Current to Voltage vs Current to Current Transformers

Many meter manufacturers and others ask why use a Magnelab standard, pre-burdened voltage output current transformer (CT) for monitoring power instead of the traditional 5 amp output current transformer (CT) that’s been used for decades. There are several similarities and differences between the two CT types–the similarities are that both CT’s operate under the same principles of magnetic theory, they both provide isolation between the primary and secondary conductors, and both generally use a single turn primary winding. Because the differences are more complex, I’ll expand on the characteristics of each.

The accuracy of a 5 amp output CT depends solely on the number of turns on the secondary winding. There are no adjustments that can be made to the CT once the winding is complete. Any adjustment for accuracy must be made in the measuring device. This means that the turns must have a zero tolerance and the measuring device must have a high accuracy shunt or be tunable in order to achieve accurate readings.
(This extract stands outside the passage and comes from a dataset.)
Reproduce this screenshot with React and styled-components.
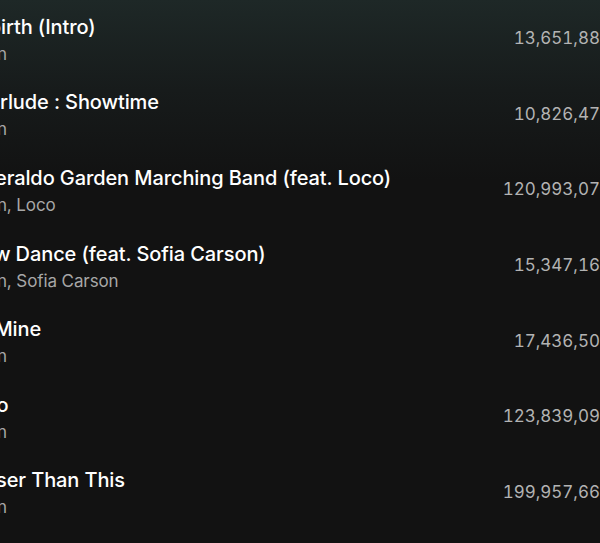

The accuracy of a voltage output CT is adjusted at the manufacturer’s site using calibrated equipment. Both voltage and phase shift can be trimmed to the specified tolerance so no field calibration is required.


The 5 amp output CT presents a safety hazard if the secondary is open while the primary is active. This condition will produce a high voltage spike across the secondary winding. A shorting block is required when installing the unit to avoid this large voltage potential on the secondary.
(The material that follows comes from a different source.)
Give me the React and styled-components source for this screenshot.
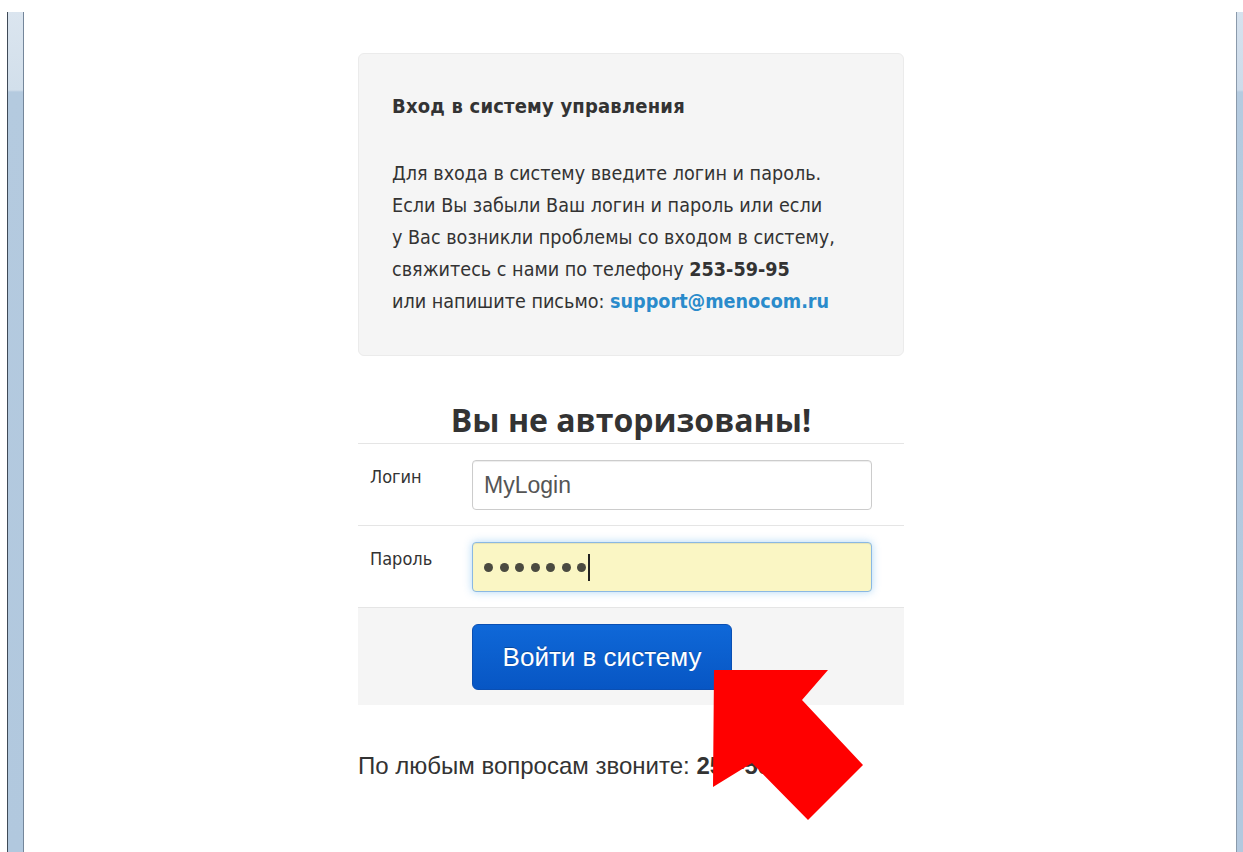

The voltage output CT is internally shunted and will only produce the rated voltage (0.333V) across the secondary, even when installed on an active primary with the secondary open. This protects the operator from high voltage spikes.

Low Current:

In general, 5 Amp output devices are only usable down to around 50 amps without multiple turns on the primary winding. Anything lower will usually causes issues with accuracy.

A voltage output CT can accurately measure down to fractions of an amp depending on the design. The secondary turns can be adjusted along with the burden shunt to create a highly calibrated signal voltage output for precision measurement.

Lead extension:

The lead-length and/or wire gauge can be an issue on a 5 amp output CT. The gauge of the leads must be large enough to carry 5 amps without developing a significant resistance causing a large voltage on the leads. This voltage will increase the magnetic flux levels in the core of the CT which will increase losses and error.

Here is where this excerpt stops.